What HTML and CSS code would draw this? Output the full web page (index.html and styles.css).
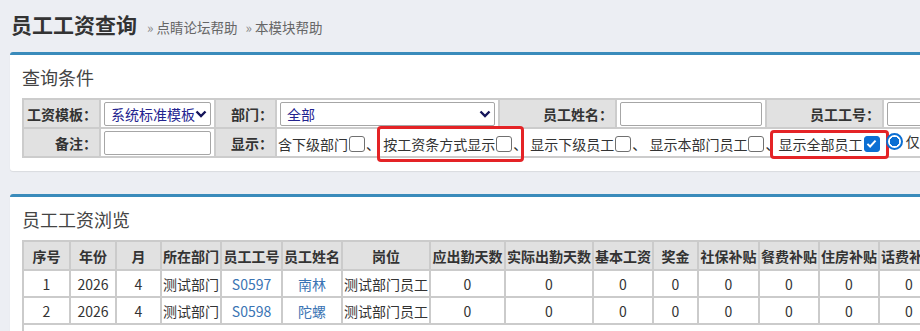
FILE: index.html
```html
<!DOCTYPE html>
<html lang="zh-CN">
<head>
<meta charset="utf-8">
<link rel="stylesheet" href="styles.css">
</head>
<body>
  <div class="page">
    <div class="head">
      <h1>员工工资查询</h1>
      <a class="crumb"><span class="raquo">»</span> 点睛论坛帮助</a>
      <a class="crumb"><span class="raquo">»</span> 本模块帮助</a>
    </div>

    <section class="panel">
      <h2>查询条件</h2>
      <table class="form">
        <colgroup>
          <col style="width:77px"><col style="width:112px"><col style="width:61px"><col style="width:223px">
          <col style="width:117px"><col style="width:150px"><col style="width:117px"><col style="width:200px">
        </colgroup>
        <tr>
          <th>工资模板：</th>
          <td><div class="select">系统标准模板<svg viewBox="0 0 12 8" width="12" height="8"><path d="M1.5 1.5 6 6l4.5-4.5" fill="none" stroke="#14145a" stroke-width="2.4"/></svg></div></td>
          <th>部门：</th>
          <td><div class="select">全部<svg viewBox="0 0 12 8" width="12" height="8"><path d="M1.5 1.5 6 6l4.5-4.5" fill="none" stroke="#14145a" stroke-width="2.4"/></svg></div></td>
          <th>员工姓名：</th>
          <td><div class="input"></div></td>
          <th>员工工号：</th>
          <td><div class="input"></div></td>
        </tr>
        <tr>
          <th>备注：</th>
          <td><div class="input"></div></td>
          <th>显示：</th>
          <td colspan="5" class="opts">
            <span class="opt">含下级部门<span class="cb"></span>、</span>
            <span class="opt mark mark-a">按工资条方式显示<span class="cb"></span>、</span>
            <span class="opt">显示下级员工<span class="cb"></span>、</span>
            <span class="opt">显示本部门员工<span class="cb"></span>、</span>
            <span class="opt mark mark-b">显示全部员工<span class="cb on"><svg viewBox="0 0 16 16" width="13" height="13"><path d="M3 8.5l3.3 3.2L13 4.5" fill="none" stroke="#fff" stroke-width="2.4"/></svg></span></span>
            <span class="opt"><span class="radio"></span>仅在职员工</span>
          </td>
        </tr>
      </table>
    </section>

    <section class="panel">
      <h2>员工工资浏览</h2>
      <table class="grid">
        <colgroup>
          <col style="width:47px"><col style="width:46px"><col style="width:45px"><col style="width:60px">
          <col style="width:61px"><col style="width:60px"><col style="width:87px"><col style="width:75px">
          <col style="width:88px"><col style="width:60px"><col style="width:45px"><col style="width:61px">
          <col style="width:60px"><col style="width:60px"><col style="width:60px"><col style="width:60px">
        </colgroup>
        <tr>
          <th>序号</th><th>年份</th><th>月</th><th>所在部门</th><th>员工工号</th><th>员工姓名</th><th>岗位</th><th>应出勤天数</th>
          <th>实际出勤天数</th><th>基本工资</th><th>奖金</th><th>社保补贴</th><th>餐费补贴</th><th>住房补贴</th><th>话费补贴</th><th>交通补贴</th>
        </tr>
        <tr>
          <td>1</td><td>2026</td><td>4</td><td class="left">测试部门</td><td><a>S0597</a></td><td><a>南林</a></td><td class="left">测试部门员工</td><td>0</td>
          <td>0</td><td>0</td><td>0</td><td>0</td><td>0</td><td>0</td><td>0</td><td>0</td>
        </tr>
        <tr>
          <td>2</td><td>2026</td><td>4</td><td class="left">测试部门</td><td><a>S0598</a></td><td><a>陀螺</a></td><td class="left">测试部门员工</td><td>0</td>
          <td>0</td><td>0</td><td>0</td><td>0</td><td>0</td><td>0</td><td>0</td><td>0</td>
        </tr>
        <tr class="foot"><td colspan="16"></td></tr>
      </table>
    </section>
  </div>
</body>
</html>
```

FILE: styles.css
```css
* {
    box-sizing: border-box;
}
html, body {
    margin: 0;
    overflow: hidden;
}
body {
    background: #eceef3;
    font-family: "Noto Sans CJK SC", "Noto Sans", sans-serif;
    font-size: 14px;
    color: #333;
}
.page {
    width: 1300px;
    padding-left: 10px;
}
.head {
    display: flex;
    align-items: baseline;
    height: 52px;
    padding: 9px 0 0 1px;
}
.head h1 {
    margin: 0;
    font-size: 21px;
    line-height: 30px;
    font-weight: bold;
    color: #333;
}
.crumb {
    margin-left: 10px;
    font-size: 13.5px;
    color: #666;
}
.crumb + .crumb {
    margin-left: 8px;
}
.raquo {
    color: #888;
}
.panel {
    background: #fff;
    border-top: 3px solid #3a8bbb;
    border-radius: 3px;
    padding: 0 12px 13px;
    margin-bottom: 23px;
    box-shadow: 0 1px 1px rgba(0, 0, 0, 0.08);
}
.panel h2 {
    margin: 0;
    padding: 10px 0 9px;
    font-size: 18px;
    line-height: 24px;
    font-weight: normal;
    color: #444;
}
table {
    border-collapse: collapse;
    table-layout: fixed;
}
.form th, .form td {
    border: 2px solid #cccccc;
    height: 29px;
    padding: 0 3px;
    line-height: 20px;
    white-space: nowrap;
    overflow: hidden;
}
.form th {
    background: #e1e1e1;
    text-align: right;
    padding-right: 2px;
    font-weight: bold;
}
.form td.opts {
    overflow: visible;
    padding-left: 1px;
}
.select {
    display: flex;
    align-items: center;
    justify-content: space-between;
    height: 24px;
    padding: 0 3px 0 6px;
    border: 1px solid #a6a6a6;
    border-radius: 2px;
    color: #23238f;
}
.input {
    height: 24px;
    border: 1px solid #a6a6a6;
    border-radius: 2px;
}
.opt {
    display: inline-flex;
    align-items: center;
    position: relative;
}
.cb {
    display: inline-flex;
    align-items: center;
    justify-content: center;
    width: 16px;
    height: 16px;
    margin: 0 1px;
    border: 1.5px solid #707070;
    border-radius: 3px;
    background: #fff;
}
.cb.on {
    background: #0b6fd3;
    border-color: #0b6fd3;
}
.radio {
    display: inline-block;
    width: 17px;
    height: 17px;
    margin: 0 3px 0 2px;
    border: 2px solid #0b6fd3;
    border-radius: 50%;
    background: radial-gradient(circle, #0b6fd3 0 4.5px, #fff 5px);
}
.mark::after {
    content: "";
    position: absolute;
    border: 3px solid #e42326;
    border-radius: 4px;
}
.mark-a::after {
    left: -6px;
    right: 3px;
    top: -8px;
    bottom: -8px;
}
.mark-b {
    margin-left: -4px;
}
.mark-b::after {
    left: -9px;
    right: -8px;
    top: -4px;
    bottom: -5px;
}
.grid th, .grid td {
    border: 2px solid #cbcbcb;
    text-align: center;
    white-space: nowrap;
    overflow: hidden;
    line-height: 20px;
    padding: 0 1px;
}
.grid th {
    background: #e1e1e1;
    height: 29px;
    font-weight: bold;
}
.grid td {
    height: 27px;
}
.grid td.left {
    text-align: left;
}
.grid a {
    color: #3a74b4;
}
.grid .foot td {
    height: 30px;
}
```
★ ★ ★
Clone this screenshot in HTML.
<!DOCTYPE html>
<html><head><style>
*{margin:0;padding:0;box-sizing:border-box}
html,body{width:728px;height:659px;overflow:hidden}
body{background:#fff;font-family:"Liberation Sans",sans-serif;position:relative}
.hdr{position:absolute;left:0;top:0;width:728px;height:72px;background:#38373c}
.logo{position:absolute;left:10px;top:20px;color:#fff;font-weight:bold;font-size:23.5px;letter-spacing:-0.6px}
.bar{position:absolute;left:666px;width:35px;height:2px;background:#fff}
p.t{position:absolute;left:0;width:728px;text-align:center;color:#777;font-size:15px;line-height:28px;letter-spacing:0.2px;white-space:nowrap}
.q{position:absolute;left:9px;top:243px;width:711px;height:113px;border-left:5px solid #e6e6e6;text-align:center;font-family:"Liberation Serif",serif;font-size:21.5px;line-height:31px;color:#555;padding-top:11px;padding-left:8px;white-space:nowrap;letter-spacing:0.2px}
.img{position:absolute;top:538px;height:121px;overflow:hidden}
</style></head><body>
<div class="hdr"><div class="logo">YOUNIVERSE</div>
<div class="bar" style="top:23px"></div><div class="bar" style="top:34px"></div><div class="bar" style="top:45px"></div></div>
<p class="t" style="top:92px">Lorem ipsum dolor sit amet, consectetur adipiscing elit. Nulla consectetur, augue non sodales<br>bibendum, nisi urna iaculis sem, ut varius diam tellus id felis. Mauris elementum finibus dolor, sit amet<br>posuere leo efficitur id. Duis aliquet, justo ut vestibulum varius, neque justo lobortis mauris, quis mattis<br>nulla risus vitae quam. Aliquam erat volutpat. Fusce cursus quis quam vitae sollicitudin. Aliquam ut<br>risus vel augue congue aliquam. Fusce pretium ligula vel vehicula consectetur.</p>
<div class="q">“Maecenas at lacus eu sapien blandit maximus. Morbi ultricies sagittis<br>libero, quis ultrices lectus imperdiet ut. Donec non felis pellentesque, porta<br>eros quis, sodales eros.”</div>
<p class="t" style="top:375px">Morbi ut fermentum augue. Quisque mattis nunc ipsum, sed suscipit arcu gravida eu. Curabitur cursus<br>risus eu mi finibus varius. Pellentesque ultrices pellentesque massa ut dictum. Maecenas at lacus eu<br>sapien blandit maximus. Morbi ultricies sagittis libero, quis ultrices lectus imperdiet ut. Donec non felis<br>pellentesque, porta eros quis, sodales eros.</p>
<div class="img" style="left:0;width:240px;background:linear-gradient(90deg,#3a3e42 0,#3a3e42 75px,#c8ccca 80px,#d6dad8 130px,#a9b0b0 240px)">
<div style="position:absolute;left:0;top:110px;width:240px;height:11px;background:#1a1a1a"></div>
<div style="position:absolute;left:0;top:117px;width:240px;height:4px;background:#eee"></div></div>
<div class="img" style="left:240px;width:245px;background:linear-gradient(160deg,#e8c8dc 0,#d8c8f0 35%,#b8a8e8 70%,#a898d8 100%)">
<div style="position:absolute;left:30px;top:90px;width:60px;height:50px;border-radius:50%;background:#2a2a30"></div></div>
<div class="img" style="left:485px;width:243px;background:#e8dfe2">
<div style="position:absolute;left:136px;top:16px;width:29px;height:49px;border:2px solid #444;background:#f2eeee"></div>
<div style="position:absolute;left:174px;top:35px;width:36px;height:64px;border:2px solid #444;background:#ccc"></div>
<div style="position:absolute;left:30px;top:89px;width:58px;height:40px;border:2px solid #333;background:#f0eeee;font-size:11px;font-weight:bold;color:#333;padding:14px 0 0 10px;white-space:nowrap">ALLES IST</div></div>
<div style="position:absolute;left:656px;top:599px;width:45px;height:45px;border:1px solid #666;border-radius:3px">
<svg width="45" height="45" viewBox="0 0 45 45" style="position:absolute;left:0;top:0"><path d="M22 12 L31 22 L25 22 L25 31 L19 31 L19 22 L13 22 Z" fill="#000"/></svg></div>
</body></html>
★ ★ ★
* EXERCISE PROMPT:
Look through the records above and report how many lines hold the word "styles", giving only the number.

* OUTPUT BELOW:
3